Fujii conducted the Sydney based Sirens Big Band in the main work, “Fukushima Suite”, or I should say she gestured to them. It was quite something else watching her hands slide from left to right and then up and down, and then the members of the band coming in and out and changing dynamics based on her movement.
The music soon fused into a wall of sound that combined the Big Band, an electric guitar, an amazing performance on double bass, a piano and percussion. Several players used multi instruments. A saxophonist swapped to a clarinet and another played a khene, which is a large bamboo mouth organ from Thailand; its sound added that touch of extra colour to the band.
The volume grew to such intensity, sitting only three rows back it at times felt like someone had thrown a brick in my face; such was the power and dynamic this group produced.
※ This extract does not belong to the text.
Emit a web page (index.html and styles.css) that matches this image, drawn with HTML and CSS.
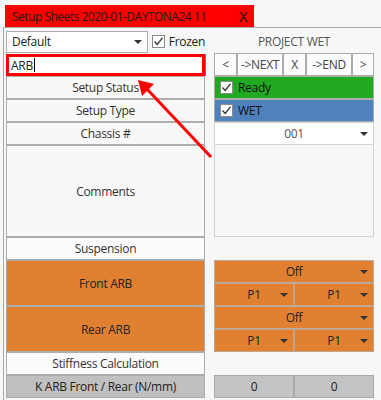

A strong, deep pulsing rhythm came back several times throughout the suite. This catchy and dark motif, led by the bass sax, filled the house with its earthy sound and drove the whole band for some time.
Every player had a score, but all watched Fujii for directions. It looked like there was a wonderfully happy conversation going on between the pianist and Fujii when she hit the right feeling. Several times Fujii walked from the stage to the side and crouched down; letting the band have their say with her music. They all clearly knew what to do.
Most members of the band got a solo; all were extraordinary in their ability and the music they generated. This was a concert where almost every musician got to use every bit of their instrument and their bodies.